Ratios & metrics

Gross Development Value (GDV)

The projected aggregate sale or investment value of a development scheme on completion — the figure every development lender underwrites against.

Gross Development Value is the valuer’s view of what a finished development will be worth on day one of practical completion — before any sales costs, selling agent fees, or warranty premiums are stripped out.

It’s the denominator in LTGDV, the headline metric a senior development lender uses to size a loan.

GDV vs. Net Development Value

  • GDV — gross sale price across all units, pre-costs.
  • NDV (or Net Development Value) — GDV minus disposal costs (agency, legal, marketing, warranty, any incentives or fees).

Most senior lenders underwrite against GDV. Mezzanine lenders often model NDV for their own debt-service cover.

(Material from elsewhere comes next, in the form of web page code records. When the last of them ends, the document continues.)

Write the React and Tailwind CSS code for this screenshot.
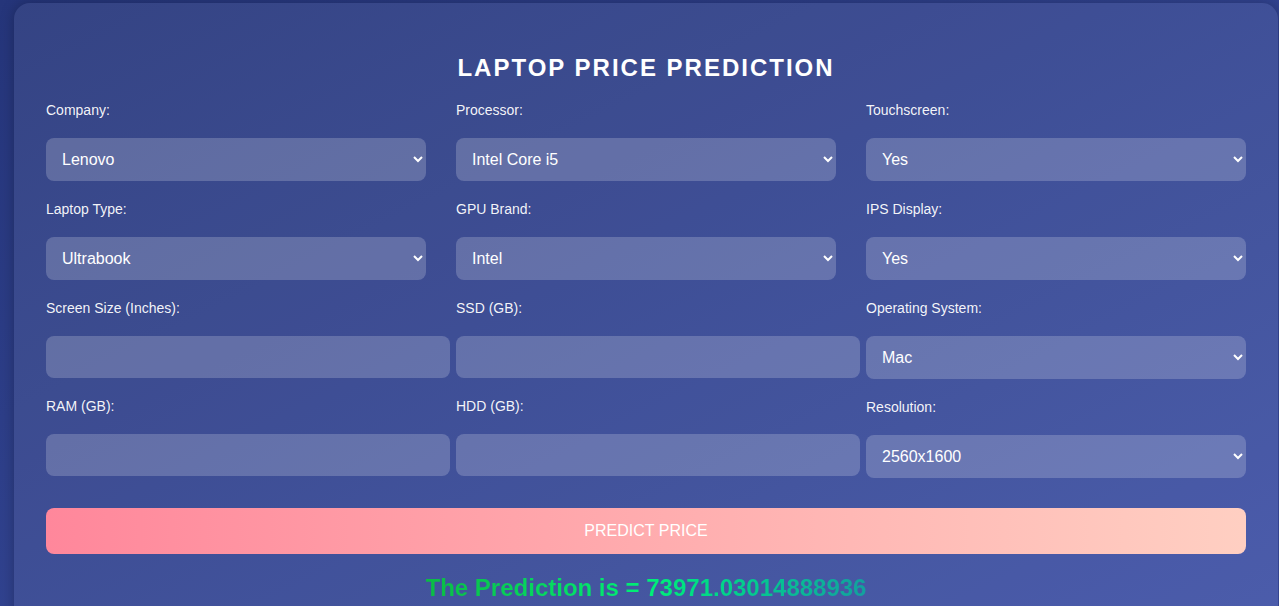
import React from 'react'

const selectCls =
  'w-full h-[43px] rounded-lg bg-white/20 pl-3 pr-1 text-base text-white outline-none border-0'
const inputCls =
  'w-[calc(100%+24px)] h-[42px] rounded-lg bg-white/20 px-3 text-base text-white outline-none border-0'

const Field = ({ label, options, value }) => (
  <div className="flex flex-col">
    <label className="text-sm leading-4 text-white/95 mb-5">{label}</label>
    {options ? (
      <select className={`${selectCls} mb-5`} defaultValue={value}>
        {options.map((o) => (
          <option key={o} value={o} className="text-black">
            {o}
          </option>
        ))}
      </select>
    ) : (
      <input type="text" className={`${inputCls} mb-5`} />
    )}
  </div>
)

const columns = [
  [
    { label: 'Company:', options: ['Lenovo', 'Apple', 'HP', 'Dell', 'Asus', 'Acer'], value: 'Lenovo' },
    { label: 'Laptop Type:', options: ['Ultrabook', 'Notebook', 'Gaming', '2 in 1 Convertible'], value: 'Ultrabook' },
    { label: 'Screen Size (Inches):' },
    { label: 'RAM (GB):' },
  ],
  [
    { label: 'Processor:', options: ['Intel Core i5', 'Intel Core i7', 'Intel Core i3', 'AMD Processor'], value: 'Intel Core i5' },
    { label: 'GPU Brand:', options: ['Intel', 'Nvidia', 'AMD'], value: 'Intel' },
    { label: 'SSD (GB):' },
    { label: 'HDD (GB):' },
  ],
  [
    { label: 'Touchscreen:', options: ['Yes', 'No'], value: 'Yes' },
    { label: 'IPS Display:', options: ['Yes', 'No'], value: 'Yes' },
    { label: 'Operating System:', options: ['Mac', 'Windows', 'Linux/Others'], value: 'Mac' },
    { label: 'Resolution:', options: ['1920x1080', '1366x768', '2560x1600', '3840x2160'], value: '2560x1600' },
  ],
]

export default function App() {
  return (
    <div
      className="min-h-screen overflow-hidden bg-gradient-to-br from-[#25357a] to-[#3e51a6] pt-[3px]"
      style={{ fontFamily: '"Liberation Sans", Arial, sans-serif' }}
    >
      <div className="ml-[14px] w-[1264px] rounded-2xl bg-white/[0.07] shadow-[0_0_14px_rgba(0,0,0,0.25)] px-8 pt-[51px] pb-10">
        <h1 className="text-center text-2xl leading-7 font-bold tracking-[2px] text-white mb-5">
          LAPTOP PRICE PREDICTION
        </h1>

        <div className="grid grid-cols-3 gap-x-[30px]">
          {columns.map((col, i) => (
            <div key={i} className="flex flex-col">
              {col.map((f) => (
                <Field key={f.label} {...f} />
              ))}
            </div>
          ))}
        </div>

        <button
          type="button"
          className="mt-[10px] w-full h-[46px] rounded-lg bg-gradient-to-r from-[#ff879b] to-[#ffcfc2] text-base text-white"
        >
          PREDICT PRICE
        </button>

        <p className="mt-[20px] text-center text-2xl leading-7 font-bold">
          <span className="bg-gradient-to-r from-[#0bbb44] via-[#00f077] to-[#13a09e] bg-clip-text text-transparent">
            The Prediction is = 73971.03014888936
          </span>
        </p>
      </div>
    </div>
  )
}
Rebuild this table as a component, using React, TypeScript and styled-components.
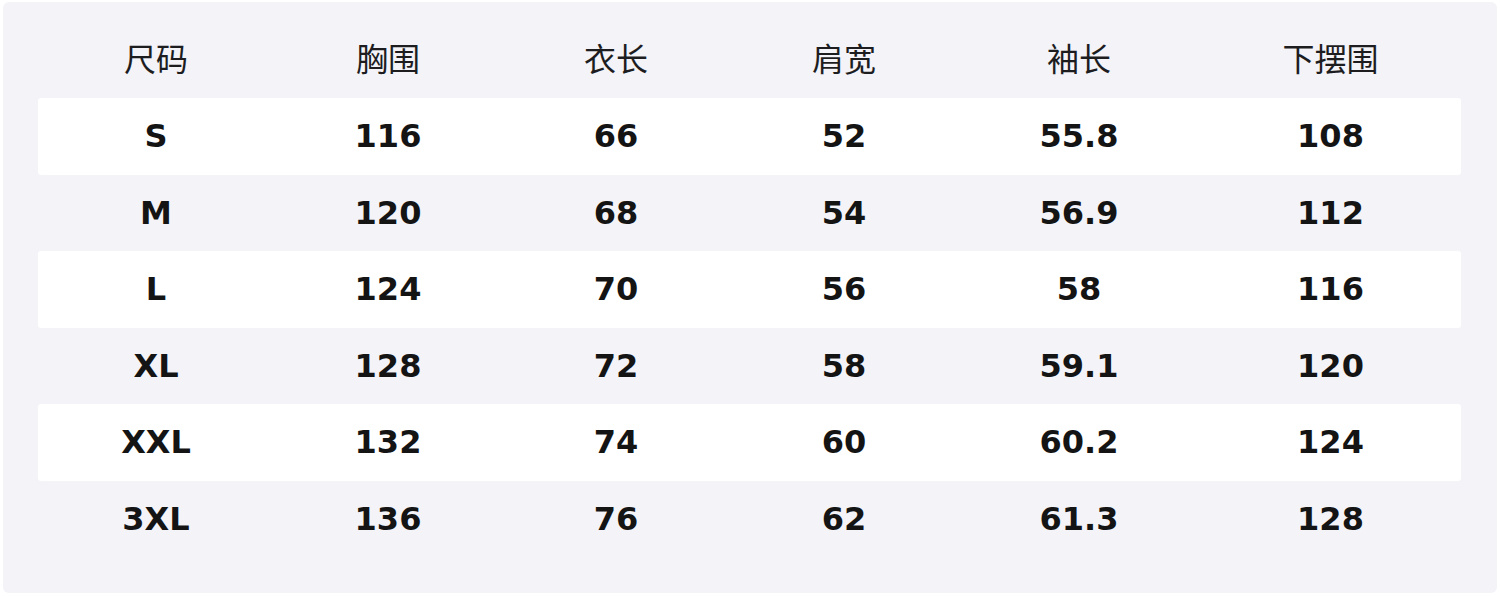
import styled, { createGlobalStyle } from 'styled-components';

const GlobalStyle = createGlobalStyle`
  html, body {
    margin: 0;
    padding: 0;
    background: #ffffff;
  }
`;

const Page = styled.div`
  width: 1500px;
  height: 596px;
  padding: 2px 3px 3px 3px;
  box-sizing: border-box;
`;

const Panel = styled.div`
  height: 100%;
  box-sizing: border-box;
  background: #f3f3f8;
  border-radius: 6px;
  padding: 19.5px 36px 36px 35px;
`;

// column widths measured from the reference
const COLS = '236px 228px 228px 228px 242px 261px';

const Row = styled.div<{ $striped?: boolean }>`
  display: grid;
  grid-template-columns: ${COLS};
  height: 76.5px;
  align-items: center;
  background: ${p => (p.$striped ? '#ffffff' : 'transparent')};
  border-radius: 3px;
`;

const HeadRow = styled(Row)`
  box-sizing: border-box;
  padding-bottom: 5px;
`;

const HeadCell = styled.div`
  text-align: center;
  font-family: "Noto Sans CJK SC", "Noto Sans", sans-serif;
  font-size: 32px;
  font-weight: 400;
  color: #1d1d1f;
  line-height: 1;
`;

const Cell = styled.div`
  text-align: center;
  font-family: "DejaVu Sans", "Noto Sans CJK SC", sans-serif;
  font-size: 32px;
  font-weight: 700;
  color: #141414;
  line-height: 1;
`;

const headers = ['尺码', '胸围', '衣长', '肩宽', '袖长', '下摆围'];

const rows = [
  ['S', '116', '66', '52', '55.8', '108'],
  ['M', '120', '68', '54', '56.9', '112'],
  ['L', '124', '70', '56', '58', '116'],
  ['XL', '128', '72', '58', '59.1', '120'],
  ['XXL', '132', '74', '60', '60.2', '124'],
  ['3XL', '136', '76', '62', '61.3', '128'],
];

const App = () => {
  return (
    <>
      <GlobalStyle />
      <Page>
        <Panel>
          <HeadRow>
            {headers.map(h => (
              <HeadCell key={h}>{h}</HeadCell>
            ))}
          </HeadRow>
          {rows.map((r, i) => (
            <Row key={r[0]} $striped={i % 2 === 0}>
              {r.map((v, j) => (
                <Cell key={j}>{v}</Cell>
              ))}
            </Row>
          ))}
        </Panel>
      </Page>
    </>
  );
};

export default App;
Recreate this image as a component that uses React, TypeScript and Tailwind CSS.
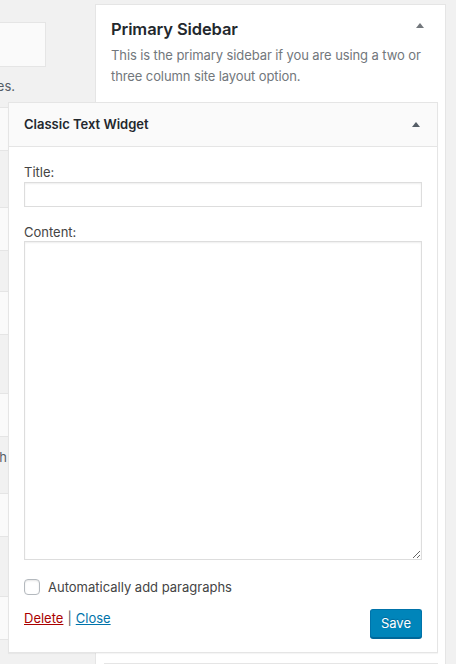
// Widgets screen: an expanded "Classic Text Widget" inside the Primary Sidebar
// panel. The open widget grows to the left over the available-widgets column,
// the way WordPress does it, via a negative margin.

import { useState } from "react";

function Caret({ className }: { className?: string }) {
  return (
    <svg width="8" height="5" viewBox="0 0 8 5" className={className}>
      <path d="M4 0 L8 5 L0 5 Z" fill="currentColor" />
    </svg>
  );
}

// a box from the available-widgets list; only its right-hand sliver shows
function ListBox() {
  return <div className="h-[44px] w-[46px] border-y border-r border-[#e5e5e5] bg-[#fafafa]" />;
}

function LeftColumn() {
  return (
    <div className="w-[95px] shrink-0 pt-[22px] text-[#555d66]">
      <div className="h-[45px] w-[46px] border-y border-r border-[#e5e5e5] bg-[#fafafa]" />
      <div className="flex h-[40px] w-[15px] items-center justify-end overflow-hidden whitespace-nowrap">
        choices.
      </div>
      <ListBox />
      <div className="h-[56px]" />
      <ListBox />
      <div className="h-[40px]" />
      <ListBox />
      <div className="h-[58px]" />
      <ListBox />
      <div className="h-[56px] pt-[11px]">
        <div className="flex w-[7px] justify-end overflow-hidden whitespace-nowrap leading-[18px]">with</div>
      </div>
      <ListBox />
      <div className="h-[59px]" />
      <ListBox />
    </div>
  );
}

export default function App() {
  const [title, setTitle] = useState("");
  const [content, setContent] = useState("");
  const [autoP, setAutoP] = useState(false);

  return (
    <div className="flex h-[664px] w-[456px] overflow-hidden bg-[#f1f1f1] font-['Inter','Liberation_Sans',sans-serif] text-[13px] text-[#444]">
      <LeftColumn />

      <div className="mt-[4px] min-h-[720px] w-[351px] shrink-0 self-start border border-[#e5e5e5] bg-white">
        <div className="flex items-start justify-between pl-[15px] pr-[21px] pt-[13px]">
          <h2 className="text-[16.5px] font-semibold leading-[22px] tracking-[-0.1px] text-[#23282d]">Primary Sidebar</h2>
          <Caret className="mt-[5px] text-[#72777c]" />
        </div>
        <p className="mt-[5px] whitespace-nowrap px-[15px] leading-[21px] tracking-[-0.1px] text-[#72777c]">
          This is the primary sidebar if you are using a two or
          <br />
          three column site layout option.
        </p>

        <div className="relative z-10 ml-[-88px] mt-[15px] w-[430px] border border-[#e5e5e5] bg-white shadow-[0_1px_1px_rgba(0,0,0,0.04)]">
          <div className="flex h-[44px] items-center justify-between border-b border-[#e5e5e5] bg-[#fafafa] pl-[15px] pr-[17px]">
            <h3 className="font-semibold text-[#23282d]">Classic Text Widget</h3>
            <Caret className="text-[#555d66]" />
          </div>

          <div className="px-[15px] pb-[14px] pt-[16px]">
            <label className="block leading-[18px]">Title:</label>
            <input
              value={title}
              onChange={(e) => setTitle(e.target.value)}
              className="mt-[1px] block h-[25px] w-full border border-[#ddd] bg-white px-[6px] shadow-[inset_0_1px_2px_rgba(0,0,0,0.07)] outline-none"
            />

            <label className="mt-[16px] block leading-[18px]">Content:</label>
            <textarea
              value={content}
              onChange={(e) => setContent(e.target.value)}
              className="block h-[319px] w-full border border-[#ddd] bg-white p-[6px] shadow-[inset_0_1px_2px_rgba(0,0,0,0.07)] outline-none"
            />

            <label className="mt-[19px] flex h-[16px] items-center">
              <input
                type="checkbox"
                checked={autoP}
                onChange={(e) => setAutoP(e.target.checked)}
                className="h-[16px] w-[16px] appearance-none rounded-[4px] border border-[#b4b9be] bg-white shadow-[inset_0_1px_2px_rgba(0,0,0,0.1)] checked:bg-[#0073aa]"
              />
              <span className="ml-[8px] leading-[18px]">Automatically add paragraphs</span>
            </label>

            <div className="mt-[14px] flex items-start justify-between">
              <div className="leading-[18px]">
                <a href="#" className="text-[#a00] underline">Delete</a>
                <span className="mx-[4px] text-[#555d66]">|</span>
                <a href="#" className="text-[#0073aa] underline">Close</a>
              </div>
              <button className="h-[29px] rounded-[3px] border border-[#0073aa] border-b-[#006799] bg-[#0085ba] px-[10px] text-white shadow-[0_1px_0_#006799] [text-shadow:0_-1px_1px_#006799]">
                Save
              </button>
            </div>
          </div>
        </div>

        <div className="ml-[8px] mt-[10px] h-[44px] w-[334px] border border-[#e5e5e5] bg-[#fafafa]" />
      </div>
    </div>
  );
}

How valuers actually arrive at a GDV

Expect a chartered surveyor to produce a figure that your appraisal spreadsheet disagrees with. The valuer will:

  1. Pull 6–12 comparable transactions of built, sold, and registered units within a reasonable radius.
  2. Adjust per square foot for size, specification, floor level, aspect, parking and tenure.
  3. Discount block-sales to an investor if the unit mix wouldn’t absorb on retail.
  4. Apply a price-growth assumption — usually flat or very modest, rarely your bullish number.
  5. Net off incentives buyers have actually received in those comparables.

Why your GDV model often reads higher than the valuer’s

  • You are using asking prices, not sold prices.
  • Your “comparables” are the best recent sale, not a median.
  • You haven’t discounted for volume absorption on large schemes.
  • You’re assuming market growth during the build period; the valuer usually isn’t.

Every 1% movement in GDV moves your senior loan by 0.6–0.7% (at 65–70% LTGDV). A 5% GDV haircut is often the difference between a workable capital stack and needing mezzanine.